## WRITTEN PROBLEM
Search the material for the word "React" and report each line where it turns up.
-------------------------
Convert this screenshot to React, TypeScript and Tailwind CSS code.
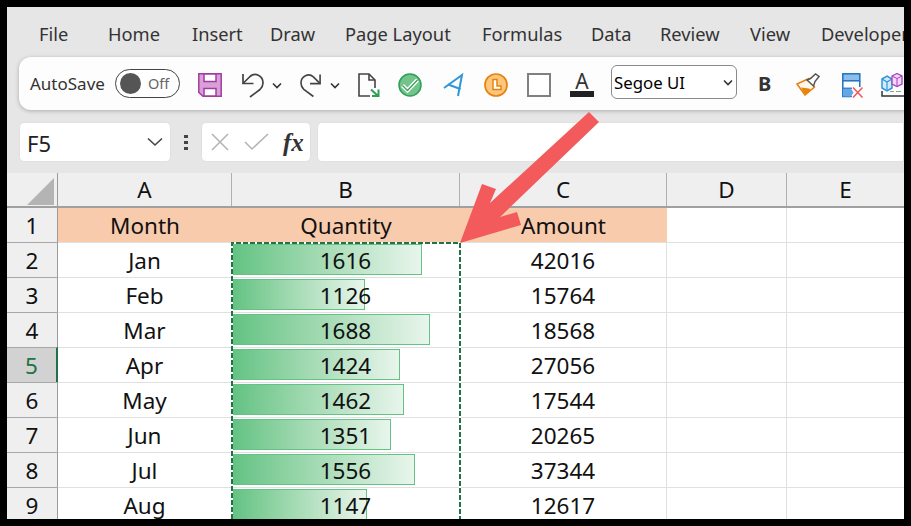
import React from "react";

const tabs: [string, string][] = [
  ["File", "w-[94px] pl-[32px]"],
  ["Home", "w-[84px] pl-[7px]"],
  ["Insert", "w-[78px] pl-[7px]"],
  ["Draw", "w-[75px] pl-[7px]"],
  ["Page Layout", "w-[137px] pl-[7px]"],
  ["Formulas", "w-[109px] pl-[7px]"],
  ["Data", "w-[69px] pl-[7px]"],
  ["Review", "w-[90px] pl-[7px]"],
  ["View", "w-[71px] pl-[7px]"],
  ["Developer", "w-[104px] pl-[7px]"],
];

const rows = [
  ["2", "Jan", "1616", "42016", 189],
  ["3", "Feb", "1126", "15764", 132],
  ["4", "Mar", "1688", "18568", 197],
  ["5", "Apr", "1424", "27056", 167],
  ["6", "May", "1462", "17544", 171],
  ["7", "Jun", "1351", "20265", 158],
  ["8", "Jul", "1556", "37344", 182],
  ["9", "Aug", "1147", "12617", 134],
] as const;

function Save() {
  return (
    <svg width="24" height="24" viewBox="0 0 24 24" className="block">
      <path d="M.8.8h22.400v22.400H5L.8 19.500z" fill="#d99fd9" stroke="#a23ca2" strokeWidth="1.500" />
      <rect x="6" y="1" width="12" height="7.500" fill="#fff" stroke="#a23ca2" strokeWidth="1.500" />
      <rect x="6" y="15.500" width="12" height="7.500" fill="#fff" stroke="#a23ca2" strokeWidth="1.500" />
    </svg>
  );
}
function Chevron() {
  return (
    <svg width="10" height="7" viewBox="0 0 10 7" fill="none" stroke="#333" strokeWidth="1.600" className="block">
      <path d="M1 1.500l4 4 4-4" />
    </svg>
  );
}
function Undo() {
  return (
    <svg width="23" height="26" viewBox="0 0 23 26" fill="none" stroke="#444" strokeWidth="1.700" className="block">
      <path d="M2 2v9.500h10.500" />
      <path d="M2 11.500L9 4.500C14 0 22 3.500 22 11c0 3-1.500 5-3 6.500L9 25" />
    </svg>
  );
}
function Redo() {
  return (
    <svg width="22" height="26" viewBox="0 0 23 26" fill="none" stroke="#444" strokeWidth="1.700" className="block -scale-x-100">
      <path d="M2 2v9.500h10.500" />
      <path d="M2 11.500L9 4.500C14 0 22 3.500 22 11c0 3-1.500 5-3 6.500L9 25" />
    </svg>
  );
}
function NewDoc() {
  return (
    <svg width="22" height="24" viewBox="0 0 22 24" fill="none" className="block">
      <path d="M12 23H1V1h10l6 6v8" stroke="#444" strokeWidth="1.600" />
      <path d="M11 1v6h6" stroke="#444" strokeWidth="1.600" />
      <path d="M13 16.500l6.500 6M20.500 16.500V23H14" stroke="#2e9e55" strokeWidth="2" />
    </svg>
  );
}
function Check() {
  return (
    <svg width="24" height="24" viewBox="0 0 24 24" className="block">
      <circle cx="12" cy="12" r="11" fill="#72c48b" stroke="#2f9e57" strokeWidth="1.500" />
      <path d="M4.500 12.500l5 5L19.500 7" fill="none" stroke="#fff" strokeWidth="4" />
      <path d="M4.500 12.500l5 5L19.500 7" fill="none" stroke="#3d9e5e" strokeWidth="1.300" />
    </svg>
  );
}
function BlueA() {
  return (
    <svg width="21" height="26" viewBox="0 0 21 26" fill="none" stroke="#2f95dc" strokeWidth="2" className="block">
      <path d="M1 16L19 3l-4 21" />
      <path d="M5 12.500L17.500 17" />
    </svg>
  );
}
function Clock() {
  return (
    <svg width="24" height="24" viewBox="0 0 24 24" className="block">
      <circle cx="12" cy="12" r="11" fill="#fbc77d" stroke="#e8820e" strokeWidth="1.700" />
      <path d="M9 6.500v10h8v-3.500h-4V6.500z" fill="#fff" stroke="#e8820e" strokeWidth="1.500" />
    </svg>
  );
}
function Brush() {
  return (
    <svg width="24" height="23" viewBox="0 0 24 23" fill="none" className="block">
      <path d="M1 11L13 5.500 18.500 14 9 22z" fill="#fff7ea" stroke="#e8820e" strokeWidth="1.500" />
      <path d="M5 14.500L9 22l6-5-2-1.500z" fill="#e8820e" />
      <path d="M11 7l3.500-1.500L19.500 1 23 3.500l-4 5-1.500 4.500z" fill="#fff" stroke="#555" strokeWidth="1.500" />
    </svg>
  );
}
function ClearRows() {
  return (
    <svg width="21" height="25" viewBox="0 0 21 25" fill="none" className="block">
      <rect x=".8" y=".8" width="17" height="7" fill="#8cbdec" stroke="#1f73c0" strokeWidth="1.500" />
      <path d="M.8 8v15.500h9" stroke="#1f73c0" strokeWidth="1.500" />
      <path d="M1 15.500h8l2.500 4-2.500 4H1z" fill="#63a7e6" />
      <path d="M1 15.200h9" stroke="#1f73c0" strokeWidth="1.200" />
      <path d="M17.800 8v6" stroke="#1f73c0" strokeWidth="1.500" />
      <path d="M11 14.500l9.500 10M20.500 14.500L11 24.500" stroke="#f0545a" strokeWidth="1.500" />
    </svg>
  );
}
function Cubes() {
  return (
    <svg width="23" height="24" viewBox="0 0 23 24" fill="none" className="block">
      <path d="M1 6l5-3 5 3v9l-5 3-5-3z" fill="#d5ebfb" stroke="#2f95dc" strokeWidth="1.500" />
      <path d="M1 6l5 3 5-3M6 9v9" stroke="#2f95dc" strokeWidth="1.200" />
      <path d="M11 3l5-2.500L21 3v8l-5 2.500L11 11z" fill="#f0d9f5" stroke="#a93fc4" strokeWidth="1.300" />
      <path d="M11 3l5 2.500L21 3M16 5.500v8" stroke="#a93fc4" strokeWidth="1" />
      <path d="M1 18v5h22" stroke="#333" strokeWidth="1.500" />
      <path d="M9 18.500h4M15 18.500h5" stroke="#999" strokeWidth="1" />
    </svg>
  );
}

export default function App() {
  return (
    <div className="relative w-[911px] h-[526px] bg-black overflow-hidden font-['Noto_Sans',sans-serif]">
      <div className="absolute left-[7px] top-[7px] w-[897px] h-[512px] bg-[#e6e6e6] overflow-hidden flex flex-col">
        {/* Tabs */}
        <div className="h-[50px] flex items-center shrink-0 text-[18.300px] text-[#333] whitespace-nowrap">
          {tabs.map(([t, c]) => (
            <div key={t} className={`${c} shrink-0 mt-[4px]`}>{t}</div>
          ))}
        </div>

        {/* Quick access toolbar */}
        <div className="h-[53px] ml-[12px] w-[900px] shrink-0 bg-[#fdfdfd] rounded-l-[12px] shadow-[0_1px_4px_rgba(0,0,0,0.25)] flex items-center pl-[11px]">
          <span className="text-[17px] text-[#333] w-[85px] shrink-0">AutoSave</span>
          <div className="w-[65px] h-[29px] rounded-full border border-[#444] bg-white flex items-center pl-[4px] gap-[7px] shrink-0">
            <span className="w-[21px] h-[21px] rounded-full bg-[#555] block" />
            <span className="text-[14.500px] text-[#666]">Off</span>
          </div>
          <div className="ml-[18px] mt-[3px] shrink-0"><Save /></div>
          <div className="ml-[19px] mt-[3px] shrink-0"><Undo /></div>
          <div className="ml-[8px] mt-[3px] shrink-0"><Chevron /></div>
          <div className="ml-[18px] mt-[3px] shrink-0"><Redo /></div>
          <div className="ml-[8px] mt-[3px] shrink-0"><Chevron /></div>
          <div className="ml-[18px] mt-[3px] shrink-0"><NewDoc /></div>
          <div className="ml-[18px] mt-[3px] shrink-0"><Check /></div>
          <div className="ml-[21px] mt-[3px] shrink-0"><BlueA /></div>
          <div className="ml-[20px] mt-[3px] shrink-0"><Clock /></div>
          <div className="ml-[19px] mt-[3px] w-[24px] h-[24px] border-2 border-[#808080] bg-white shrink-0" />
          <div className="ml-[19px] mt-[3px] w-[24px] h-[24px] flex flex-col items-center justify-between shrink-0">
            <span className="text-[21px] leading-[17px] text-[#333]">A</span>
            <span className="w-[24px] h-[6px] bg-[#222] block" />
          </div>
          <div className="ml-[17px] -mt-[3px] w-[126px] h-[34px] rounded-[6px] border border-[#8a8a8a] bg-white flex items-center justify-between pl-[2px] pr-[3px] shrink-0">
            <span className="text-[16.800px] text-black mt-[1px]">Segoe UI</span>
            <Chevron />
          </div>
          <span className="ml-[21px] w-[14px] text-[20px] font-bold text-[#333] shrink-0">B</span>
          <div className="ml-[24px] mt-[1px] shrink-0"><Brush /></div>
          <div className="ml-[22px] mt-[3px] shrink-0"><ClearRows /></div>
          <div className="ml-[18px] mt-[3px] shrink-0"><Cubes /></div>
        </div>

        {/* Formula bar */}
        <div className="mt-[12px] h-[40px] ml-[12px] flex items-center shrink-0">
          <div className="w-[152px] h-full rounded-[5px] bg-white border border-[#e0e0e0] flex items-center justify-between pl-[7px] pr-[7px]">
            <span className="text-[22px] text-[#222] mt-[2px]">F5</span>
            <svg width="16" height="10" viewBox="0 0 16 10" fill="none" stroke="#444" strokeWidth="1.600"><path d="M1 1.500l7 6.500 7-6.500" /></svg>
          </div>
          <div className="w-[30px] flex flex-col items-center gap-[3px] shrink-0">
            <span className="w-[4px] h-[3px] bg-[#444] block" />
            <span className="w-[4px] h-[3px] bg-[#444] block" />
            <span className="w-[4px] h-[3px] bg-[#444] block" />
          </div>
          <div className="w-[110px] h-full rounded-[5px] bg-white border border-[#e0e0e0] flex items-center pl-[8px] shrink-0">
            <svg width="20" height="20" viewBox="0 0 20 20" fill="none" stroke="#b5b5b5" strokeWidth="1.600"><path d="M2 2l16 16M18 2L2 18" /></svg>
            <svg className="ml-[14px]" width="26" height="18" viewBox="0 0 26 18" fill="none" stroke="#b5b5b5" strokeWidth="1.600"><path d="M1 9l7 7L24 1" /></svg>
            <span className="ml-[13px] text-[25px] italic font-bold leading-none text-[#333] font-['Liberation_Serif',serif]">fx</span>
          </div>
          <div className="ml-[6px] flex-1 h-full rounded-l-[5px] bg-white border border-[#e0e0e0]" />
        </div>

        {/* Sheet */}
        <div className="mt-[11px] flex-1 bg-white flex flex-col text-[22.500px] text-[#111]">
          <div className="h-[35px] flex bg-[#efefef] border-b-2 border-[#a0a0a0] shrink-0">
            <div className="w-[51px] shrink-0 border-r border-[#9a9a9a] relative">
              <svg className="absolute right-[3px] bottom-[1px]" width="27" height="27" viewBox="0 0 27 27"><path d="M27 0v27H0z" fill="#b4b4b4" /></svg>
            </div>
            <div className="w-[174px] shrink-0 border-r border-[#b0b0b0] text-center leading-[34px]">A</div>
            <div className="w-[228px] shrink-0 border-r border-[#b0b0b0] text-center leading-[34px]">B</div>
            <div className="w-[207px] shrink-0 border-r border-[#b0b0b0] text-center leading-[34px]">C</div>
            <div className="w-[120px] shrink-0 border-r border-[#b0b0b0] text-center leading-[34px]">D</div>
            <div className="w-[117px] shrink-0 text-center leading-[34px]">E</div>
          </div>

          <div className="h-[35px] flex shrink-0 border-b border-[#e0e0e0]">
            <div className="w-[51px] shrink-0 bg-[#efefef] border-r border-[#9a9a9a] text-center leading-[36px]">1</div>
            <div className="w-[609px] shrink-0 bg-[#f8cbad] flex leading-[36px]">
              <div className="w-[174px] text-center">Month</div>
              <div className="w-[228px] text-center">Quantity</div>
              <div className="w-[207px] text-center">Amount</div>
            </div>
            <div className="w-[120px] shrink-0 border-r border-[#e0e0e0]" />
          </div>

          {rows.map(([n, m, q, a, w]) => {
            const sel = n === "5";
            return (
              <div key={n} className="h-[35px] flex shrink-0 border-b border-[#e0e0e0]">
                <div className={`w-[51px] shrink-0 text-center leading-[36px] border-t border-[#a8a8a8] -mt-[1px] h-[36px] ${sel ? "bg-[#d2d2d2] text-[#217346] border-r-2 border-r-[#217346]" : "bg-[#efefef] border-r border-r-[#9a9a9a]"}`}>{n}</div>
                <div className="w-[174px] shrink-0 text-center leading-[36px] border-r border-[#e0e0e0]">{m}</div>
                <div className="w-[228px] shrink-0 relative border-r border-[#e0e0e0] pl-[1px] pt-[1px]">
                  <div
                    className="h-[31px] border border-[#63c384] bg-gradient-to-r from-[#63c384] to-[#e8f5ec]"
                    style={{ width: w }}
                  />
                  <div className="absolute inset-0 text-center leading-[36px]">{q}</div>
                </div>
                <div className="w-[207px] shrink-0 text-center leading-[36px] border-r border-[#e0e0e0]">{a}</div>
                <div className="w-[120px] shrink-0 border-r border-[#e0e0e0]" />
              </div>
            );
          })}
        </div>
      </div>

      {/* Copy marquee and arrow, drawn over the sheet */}
      <svg className="absolute left-0 top-0 pointer-events-none" width="911" height="526" viewBox="0 0 911 526">
        <path d="M232 519V243H460V519" fill="none" stroke="#fff" strokeWidth="2" />
        <path d="M232 519V243H460V519" fill="none" stroke="#217346" strokeWidth="2" strokeDasharray="5 2" />
        <path d="M460 243L482 184 496 189 490 203 589 112 599 122 500 217 517 212 521 225z" fill="#f25a5c" />
      </svg>
    </div>
  );
}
-------------------------
## THE COMPLETED TASK
Convert this screenshot to React, TypeScript and Tailwind CSS code.
import React from "react";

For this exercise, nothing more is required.